Extra Special: If THE BIG BUS went unsung, then so did its lounge singer Murphy Dunne. Best known as a member of THE BLUES BROTHERS movie band, the character actor-cum musician also finally gets day with hilariously cheesy piano bar medley that includes “Six Months to Live,” “Doggie Doctor” and “Tangerine,” raconteuring that shows Dunne off as a lounge lizard to equal Bill Murray and Paul Shaffer.
2) JANE EYRE
What is it?: Such composers as Bernard Herrmann, John Williams and Richard Harvey have dared to see what lies hidden in the stone walls of Edward Rochester’s keep in the twenty and counting EYRE adaptations that have been done for film and television over the last ninety or so years. Now it’s Dario Marianelli’s turn to light the candle and venture through the dauntingly gloomy halls and wind-swept moors in this beautifully done, if somewhat still-life production that takes a more realistic approach to Charlotte Bronte’s now-eternal 1847 story of female oppression and empowerment. But with the shining light radiating from Marianelli’s Oscar for ATONEMENT (not to mention a nomination for scoring the adaptation of sister Jane’s PRIDE AND PREJUDICE), this is one musician who knows his way around such romantic haunts- not to mention the incredible talent to give cinema’s literary “respectability” real passion- in this case with a soundtrack that sends chills up the spine, even as the movie itself valiantly tries to achieve them.

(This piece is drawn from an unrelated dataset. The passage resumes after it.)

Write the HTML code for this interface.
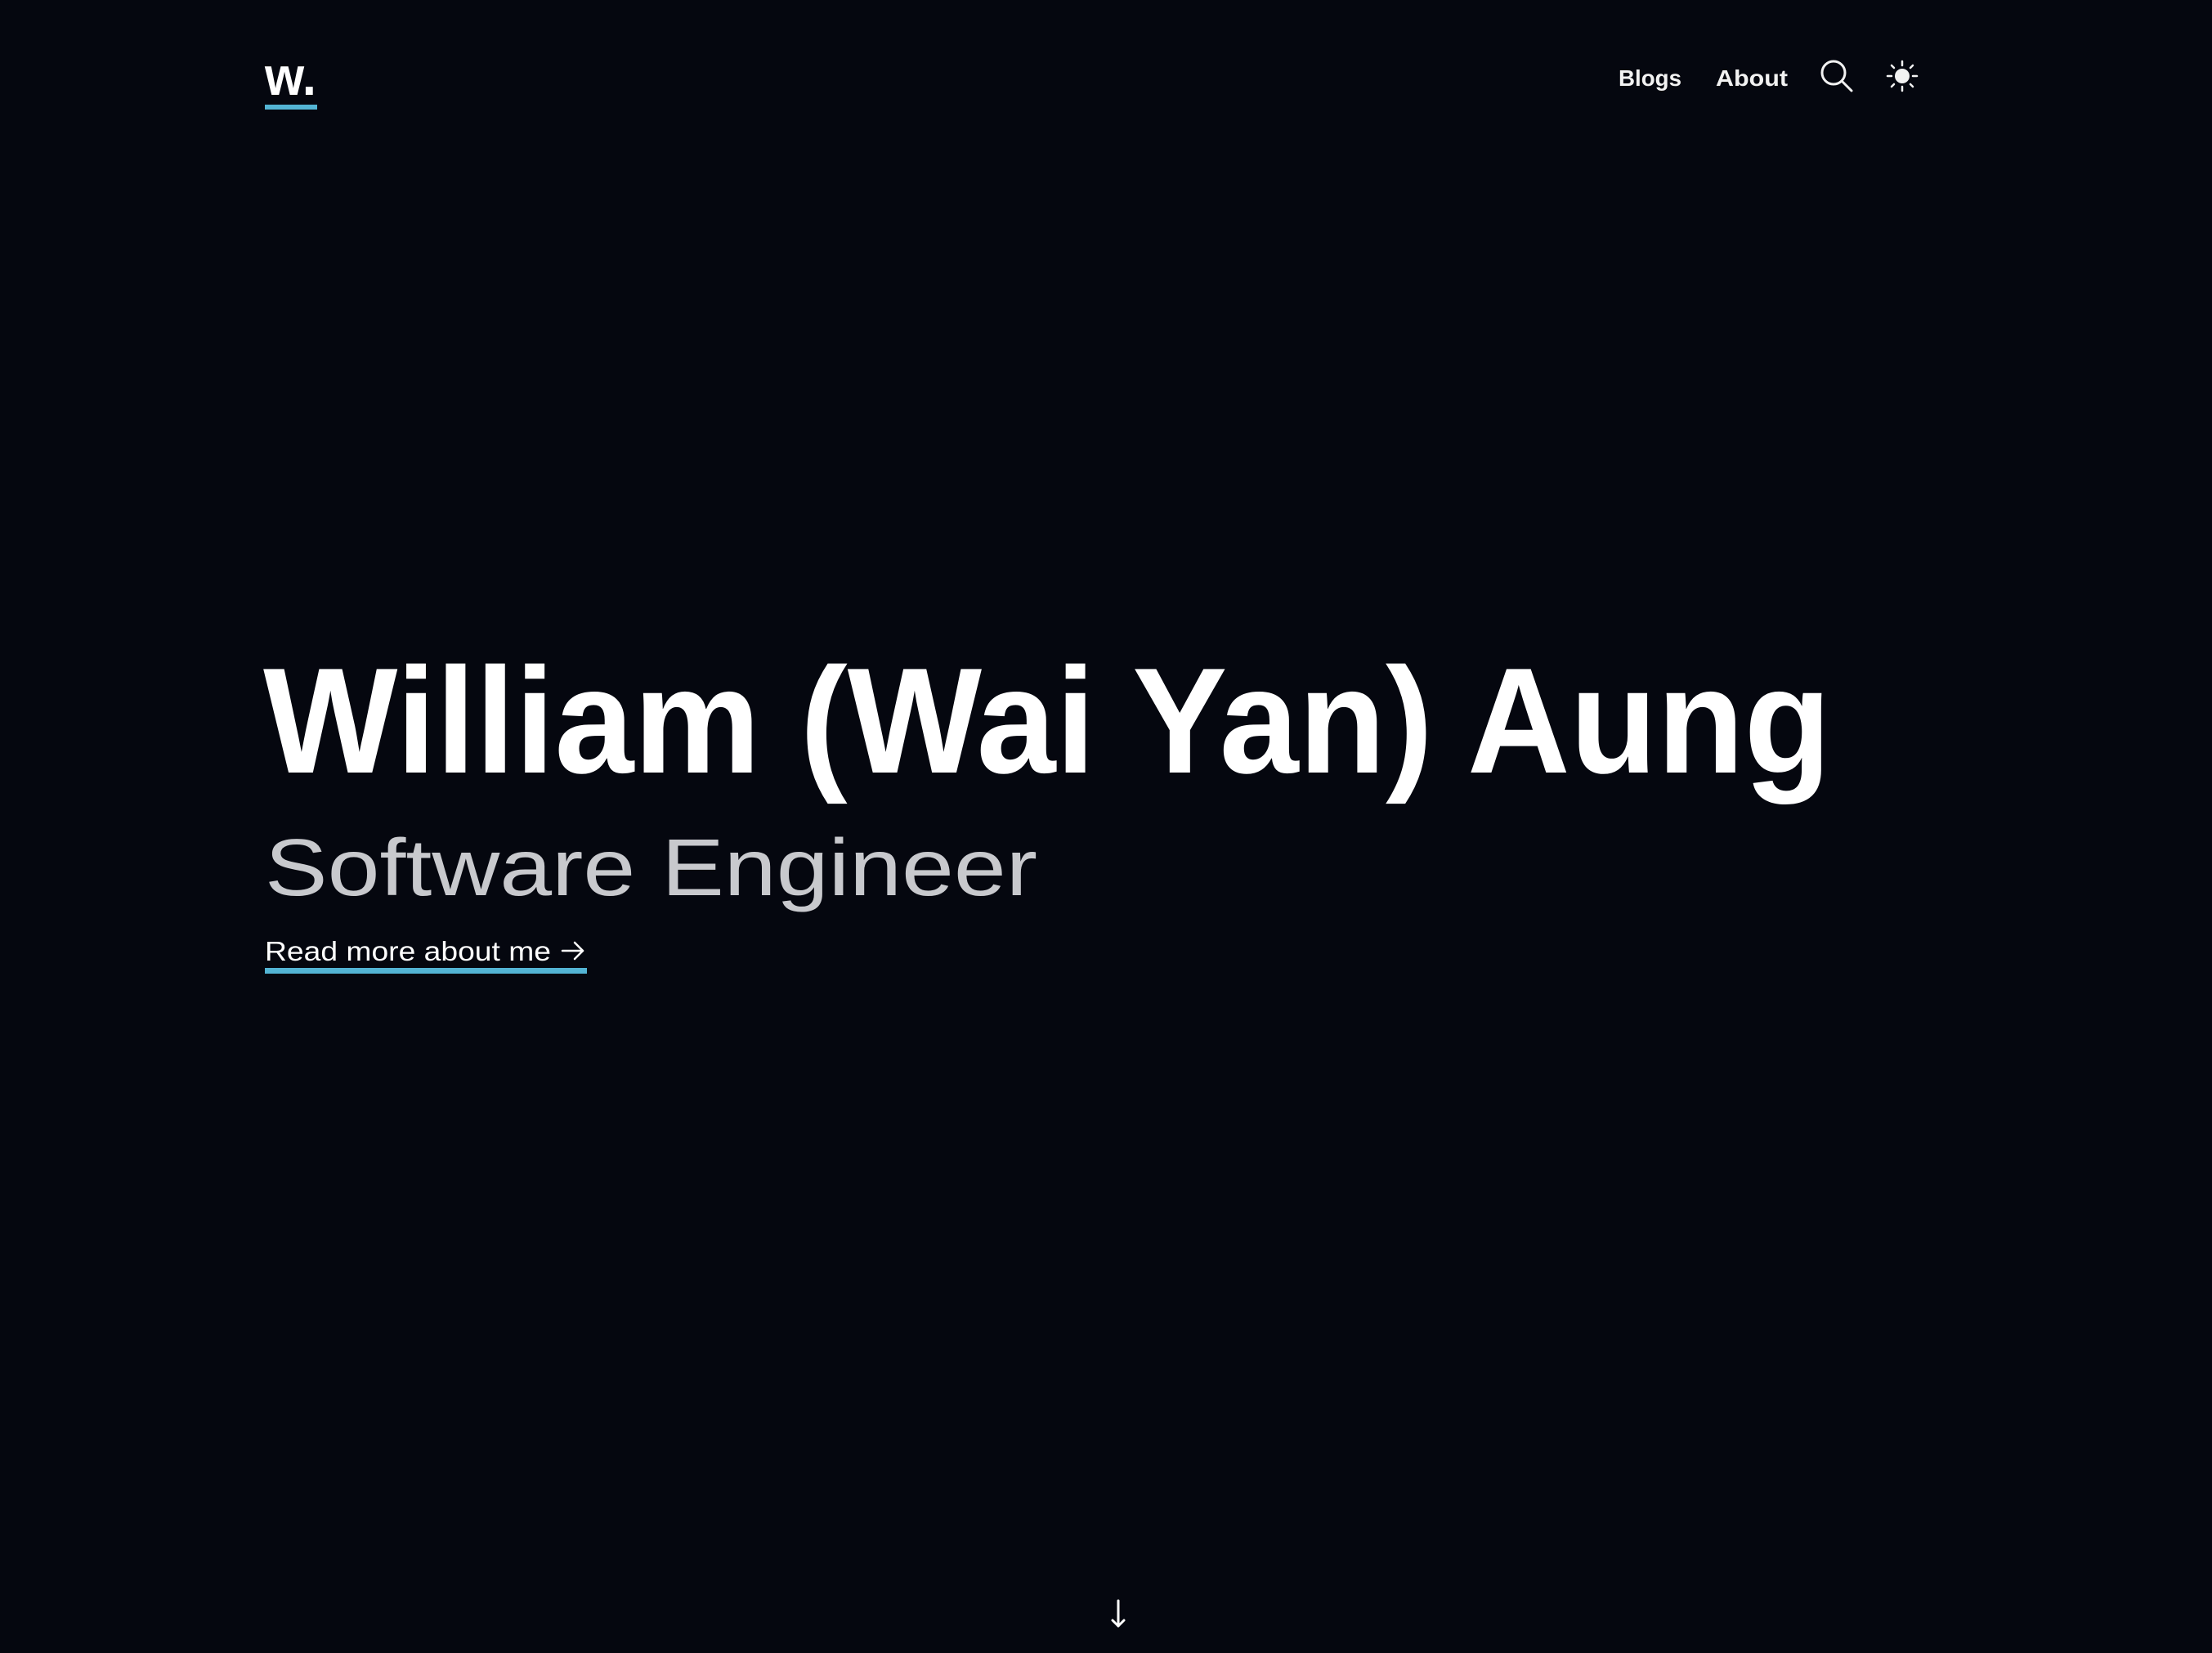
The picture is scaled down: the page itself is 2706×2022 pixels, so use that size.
<!DOCTYPE html>
<html><head><meta charset="utf-8"><style>
html,body{margin:0;padding:0;background:#05070f;width:2706px;height:2022px;overflow:hidden}
svg{display:block}
</style></head><body>
<svg width="2706" height="2022" viewBox="0 0 2706 2022" xmlns="http://www.w3.org/2000/svg" font-family="Liberation Sans, sans-serif">
<rect width="2706" height="2022" fill="#05070f"/>
<text x="324" y="116" font-size="66" font-weight="bold" fill="#fff" textLength="63" lengthAdjust="spacingAndGlyphs">w.</text>
<rect x="324" y="128" width="64" height="6" fill="#53b4d4"/>
<text x="1980" y="105" font-size="28" font-weight="bold" fill="#f2f2f2" textLength="77" lengthAdjust="spacingAndGlyphs">Blogs</text>
<text x="2099" y="105" font-size="28" font-weight="bold" fill="#f2f2f2" textLength="88" lengthAdjust="spacingAndGlyphs">About</text>
<g stroke="#f2f2f2" stroke-width="3" fill="none" stroke-linecap="round">
<circle cx="2243" cy="89" r="14"/>
<line x1="2253" y1="99" x2="2265" y2="111"/>
</g>
<g stroke="#f2f2f2" stroke-width="2.5" stroke-linecap="round">
<circle cx="2327" cy="93" r="9" fill="#f2f2f2" stroke="none"/>
<line x1="2327" y1="75" x2="2327" y2="80"/><line x1="2327" y1="106" x2="2327" y2="111"/>
<line x1="2309" y1="93" x2="2314" y2="93"/><line x1="2340" y1="93" x2="2345" y2="93"/>
<line x1="2314" y1="80" x2="2317" y2="83"/><line x1="2337" y1="103" x2="2340" y2="106"/>
<line x1="2340" y1="80" x2="2337" y2="83"/><line x1="2317" y1="103" x2="2314" y2="106"/>
</g>
<text x="322" y="945" font-size="184" font-weight="bold" fill="#fff" textLength="1918" lengthAdjust="spacingAndGlyphs">William (Wai Yan) Aung</text>
<text x="324" y="1095" font-size="98" fill="#c8c9cd" textLength="945" lengthAdjust="spacingAndGlyphs">Software Engineer</text>
<text x="324" y="1175" font-size="33" fill="#fff" textLength="350" lengthAdjust="spacingAndGlyphs">Read more about me</text>
<g stroke="#fff" stroke-width="2.5" fill="none" stroke-linecap="round" stroke-linejoin="round">
<line x1="688" y1="1163" x2="713" y2="1163"/>
<polyline points="703,1153 713,1163 703,1173"/>
</g>
<rect x="324" y="1184" width="394" height="7" fill="#53b4d4"/>
<g stroke="#fff" stroke-width="3" fill="none" stroke-linecap="round" stroke-linejoin="round">
<line x1="1368" y1="1958" x2="1368" y2="1989"/>
<polyline points="1361,1982 1368,1989 1375,1982"/>
</g>
</svg>
</body></html>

Why should you buy it?: Though she’s a woman who endures the trials of Job before coming out on top, Jane Eyre wasn’t written as a women’s libber. Yet she’s no wallflower either as Marianellli fills her with lilting chamber violins and piano, music that’s always yearning for salvation, yet not about to shout it to the heavens. It’s a subtle, beautifully somber approach that certainly doesn’t lack for empathy, especially when a stirring orchestral theme kicks in to play the unspoken, desperate desire that Eyre and Rochester have for each other. Fans of Marianelli’s consummate V FOR VENDETTA will recognize a similar tone to the stirring, spiritual rebirth he gave to Natalie Portman’s political fugitive in that film. And it certainly works here as well for a caged bird like Jane. Marianelli’s elegant approach also does a nice job of playing the period without resorting to lavish cliché. Yet what just might make this the best JANE EYRE score done to date (and one of the year’s best scores right out of the gate) is how Marianell sees this as the ultimate ghost story, its characters tormented by specters of the past both psychological and palpable. It’s an atmosphere full of haunted voices and anguished, overlapping strings that’s as eerie as it is romantic, once again proving no instrument can extract emotion like the violin (stirringly played here by soloist Jack Liebeck).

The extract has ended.